When local teenager, Hashim Ali, started experiencing severe headaches at the end of last summer he put it down to a virus. But when he also started to experience problems with his eyes, he asked his mum, Fatima Begum, to make his appointment for an eye test which transpired ultimately helped to save his sight.
‘Hashim has always been quite a healthy child so it was unusual for him to experience so many headaches,’ recalled Fatima.
After a few weeks, the headaches subsided but Hashim started to experience blurring in his vision and asked his mum to take him for an eye test, as it was starting to affect school work and his keen interest in gaming.
The importance of eye tests
‘As Hashim was due for a sight test in a couple of months I thought about leaving it until then, but he asked me a few times whether I had made him an appointment, so I called our local Specsavers store in the Wulfrun Centre and booked an eye test.’ said Fatima.
When the local teen was seen by optician Manar Mossad, she immediately noticed something wasn’t right with his eyes.
‘During the eye examination we took a photograph of the back of Hashim’s eyes using digital retinal photography,’ explained Manar. ‘Along with a detailed examination, the images became key to diagnosing intracranial hypertension (IH).’
IH is the medical name for a build-up of pressure around the brain. It can come on suddenly (acute) but can also be a persistent, long-lasting problem (chronic). When the underlying cause of chronic IH is unclear this is known as idiopathic IH. The symptoms Hashim experienced, such as the throbbing headaches, blurred vision and nausea are very typical of the condition and can also be accompanied by a temporary loss of vision (triggered by coughing or sneezing) and a feeling of drowsiness and irritability.
‘As he had been a yearly visitor to the store for his eye tests, we were able to compare the images on his records and clearly identify the underlying problem,’ continued Manar. ‘I didn’t want to panic Fatima and Hashim, but I told them that I suspected IH and referred them to the eye clinic at Birmingham Hospital for further tests.’
From here Hashim went to several hospital appointments, all the while the store was checking in with Fatima to see how things were going.
‘Manar really was amazing, she went above and beyond,’ praised Fatima. ‘She regularly called us to see how things were going with the appointments and took a real interest in getting Hashim better. It was great to have so much support from her during what was really quite a scary time.’
‘Since the diagnosis, Hashim has undergone four lumbar punctures to help relieve the pressure around his brain,’ continued Fatima. ‘It has been really difficult for him as he is afraid of needles, but he has been incredibly brave.

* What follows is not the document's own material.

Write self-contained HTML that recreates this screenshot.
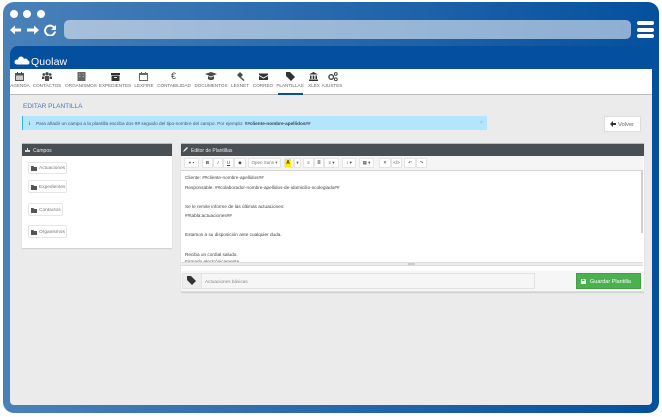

On so many occasions he told me he feared losing his sight, and as a mum that was very difficult to hear because I couldn’t do anything to help - but the hospital has been wonderful, as have the team at Specsavers.’
While the pressure has been relieved, Hashim is still undergoing treatment for the effects which included an increase in his blind spots. He attends regular check-ups at Specsavers to monitor his progress and is slowly getting back to his normal self.
‘Hashim is very cheeky normally,’ commented Fatima. ‘But during the hospital visits and immediately after the diagnosis he became very serious. We are starting to see his cheeky side come back now, and he is enjoying his gaming again which is great. I am just so glad I made the appointment and took him into Specsavers. I can’t imagine where we would have been otherwise.’
Fatima continued: ‘Part of what was so scary was that we knew nothing about IH, so when we got the diagnosis the unknown just made it seem so much worse. We wanted to share Hashim’s story to raise awareness of the condition and hopefully prevent someone else feeling that fear of the unknown.’
A word from the store director
Hardip Bahia, store director at Specsavers Wolverhampton, hopes Hashim’s story also reminds people of the importance of eye tests: ‘An eye test isn’t just about seeing if you need glasses or checking a prescription,’ she said. ‘It’s an important part of checking the health of your eyes and can play a major role in detecting both minor and major health conditions. We recommend adults have their eyes tested every two years or every year for children, but if you experience any changes it’s best to make an appointment and get your eyes checked.’
The optometrists at Specsavers Wolverhampton have accreditations in glaucoma and minor eye conditions (MECs). It means the store can offer eye health services to help manage a number of eye conditions allowing more people to be treated in-store rather than having to go to their GP or hospital. Anyone experiencing symptoms such as pain, redness or flashes of light in their vision can access these services.